Jakarta, CB -- Presiden Mesir, Abdel Fattah El-Sisi menandatangani undang-undang baru mengenai kontrol pemerintah terhadap Internet, Sabtu (18/8).

Undang-Undang Anti Cyber dan Kejahatan Teknologi Informasi dikatakan bertujuan untuk memerangi ekstremisme dan memungkinkan pihak berwenang untuk memblokir situs web yang dianggap oleh para hakim sebagai ancaman terhadap keamanan nasional.

Dilansir surat kabar Al-Ahram, aturan ini juga melarang penyebaran informasi tentang pergerakan pasukan keamanan dan menerapkan hukuman yang ketat jika meretas sistem informasi pemerintah.


Laporan Al-Ahram menambahkan orang-orang yang dinyatakan bersalah akan dikenakan denda lebih dari US$10.000 dan dua tahun penjara.

Undang-undang ini awalnya disetujui oleh Parlemen Mesir pada Mei lalu.



Sejak mengambil alih pemerintahan pada 2014, pemerintahan yang dipimpin Sisi telah dikritik karena memblokir kebebasan berpendapat di media, dan menghapus konten digital.

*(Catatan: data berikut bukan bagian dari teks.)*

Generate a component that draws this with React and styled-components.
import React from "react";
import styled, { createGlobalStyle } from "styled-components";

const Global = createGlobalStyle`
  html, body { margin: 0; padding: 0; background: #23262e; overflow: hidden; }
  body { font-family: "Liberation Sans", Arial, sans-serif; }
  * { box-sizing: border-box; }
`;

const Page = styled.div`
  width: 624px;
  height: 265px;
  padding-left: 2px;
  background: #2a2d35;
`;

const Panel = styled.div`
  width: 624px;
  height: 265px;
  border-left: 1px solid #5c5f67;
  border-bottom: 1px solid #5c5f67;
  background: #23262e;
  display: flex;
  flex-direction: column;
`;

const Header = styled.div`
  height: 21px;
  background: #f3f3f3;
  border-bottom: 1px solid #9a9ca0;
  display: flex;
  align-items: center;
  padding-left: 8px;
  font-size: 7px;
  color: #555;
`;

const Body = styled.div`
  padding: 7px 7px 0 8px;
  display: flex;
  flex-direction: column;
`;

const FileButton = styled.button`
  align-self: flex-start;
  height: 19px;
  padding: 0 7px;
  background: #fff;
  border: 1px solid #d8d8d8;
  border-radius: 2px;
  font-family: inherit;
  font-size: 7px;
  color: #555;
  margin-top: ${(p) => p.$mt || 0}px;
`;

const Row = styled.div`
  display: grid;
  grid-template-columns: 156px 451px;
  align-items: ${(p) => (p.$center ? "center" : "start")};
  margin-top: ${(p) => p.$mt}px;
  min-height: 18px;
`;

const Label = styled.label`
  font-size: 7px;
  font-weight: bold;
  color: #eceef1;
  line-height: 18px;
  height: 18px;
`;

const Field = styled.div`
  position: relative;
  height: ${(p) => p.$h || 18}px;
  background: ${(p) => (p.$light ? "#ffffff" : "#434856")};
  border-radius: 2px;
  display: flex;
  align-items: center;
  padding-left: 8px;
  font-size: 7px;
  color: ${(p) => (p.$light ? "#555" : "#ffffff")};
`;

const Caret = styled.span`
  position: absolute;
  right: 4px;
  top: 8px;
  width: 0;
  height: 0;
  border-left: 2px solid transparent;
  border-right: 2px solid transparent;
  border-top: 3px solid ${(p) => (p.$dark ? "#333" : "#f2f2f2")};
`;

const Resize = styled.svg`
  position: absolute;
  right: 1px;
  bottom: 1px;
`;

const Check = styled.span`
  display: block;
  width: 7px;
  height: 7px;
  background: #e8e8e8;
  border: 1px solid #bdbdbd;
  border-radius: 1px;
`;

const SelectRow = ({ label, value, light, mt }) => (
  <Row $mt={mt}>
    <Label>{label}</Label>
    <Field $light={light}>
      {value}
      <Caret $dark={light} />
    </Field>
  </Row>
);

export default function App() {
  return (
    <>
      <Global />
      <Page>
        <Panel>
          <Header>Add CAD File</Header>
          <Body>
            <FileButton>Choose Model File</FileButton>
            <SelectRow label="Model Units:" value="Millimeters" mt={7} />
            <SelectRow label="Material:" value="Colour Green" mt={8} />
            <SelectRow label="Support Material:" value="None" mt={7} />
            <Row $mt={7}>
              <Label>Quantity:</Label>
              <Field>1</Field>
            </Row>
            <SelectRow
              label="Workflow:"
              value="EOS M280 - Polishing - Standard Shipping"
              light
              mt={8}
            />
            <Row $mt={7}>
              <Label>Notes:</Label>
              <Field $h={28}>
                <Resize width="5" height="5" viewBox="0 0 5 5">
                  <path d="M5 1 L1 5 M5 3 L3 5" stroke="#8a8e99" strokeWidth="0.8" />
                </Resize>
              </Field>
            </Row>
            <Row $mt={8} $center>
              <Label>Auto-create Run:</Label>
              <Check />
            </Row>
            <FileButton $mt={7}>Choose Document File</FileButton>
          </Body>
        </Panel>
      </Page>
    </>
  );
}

Menurut Asosiasi Kebebasan Berpikir Dan Ekspresi yang berbasis di Kairo, sekitar 500 situs web sudah diblokir sejak Mei 2017.

Parlemen Negara juga telah mengeluarkan undang-undang yang memperkuat kemampuan pemerintah untuk menargetkan media sosial agar menindak tegas perbedaan pendapat.

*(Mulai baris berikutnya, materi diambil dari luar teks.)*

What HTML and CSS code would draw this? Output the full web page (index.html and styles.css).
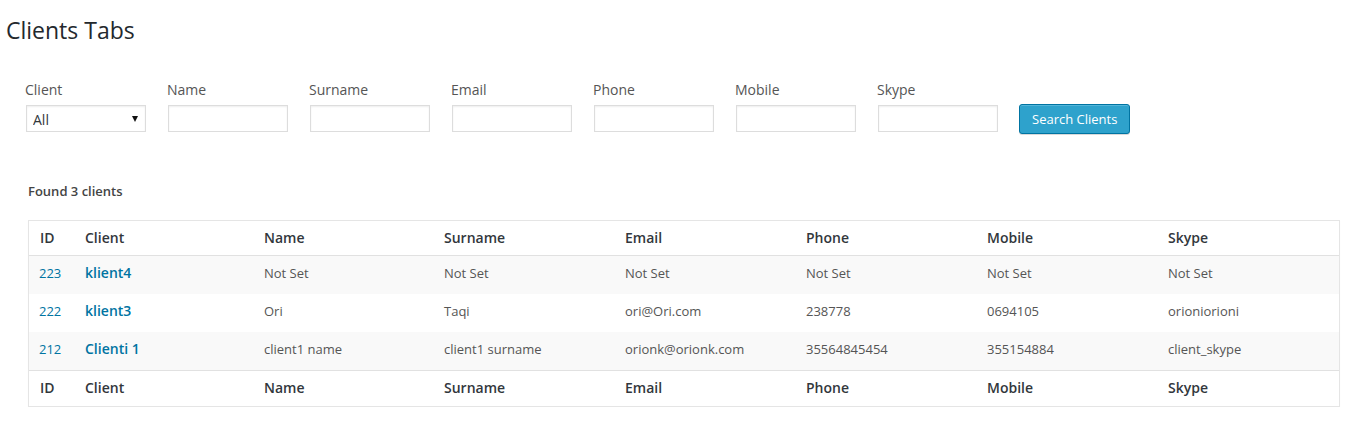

Hal ini termasuk mengkategorikan akun sosial media yang jumlah pengikutnya lebih dari 5.000 sebagai situs web publik dan layak untuk pengawasan.

Najia Bounaim, Direktur Amnesty International Urusan Kampanye di Afrika Utara mengatakan bahwa mereka menerima laporan dari orang-orang di seluruh lapisan masyarakat di Mesir yang telah dianiaya karena postingannya di Facebook, Twitter, karya seni, dan bahkan pribadi.

"Tulisan yang tidak diterbitkan sudah jatuh ke tangan pihak berwenang Mesir," tulis dia dalam sebuah pernyataan pada Juli lalu.

Berdasarkan laporan dari Mada, sebuah organisasi pengawas jurnalisme dan media yang berbasis di Kairo, bahwa peraturan itu juga mewajibkan penyedia layanan internet untuk menyimpan dan memberikan informasi pribadi ke layanan keamanan.

Pada bulan lalu, Human Rights Watch memperingatkan bahwa Mesir semakin membatasi pidato online karena alasan melawan terorisme.

Direktur terorisme dan kontraterorisme di Human Rights Watch, Nadim Houry mengatakan bahwa saat Mesir sedang menghadapi ancaman, pemerintahan Presiden Abdel Fattah Al-Sisi telah mengeksploitasi ancaman itu sebagai penutup untuk mengadili para pengritik.

"Mesir menggabungkan hukum yang buruk dengan pengadilan yang tidak adil dan hasilnya menjadi bencana," kata dia.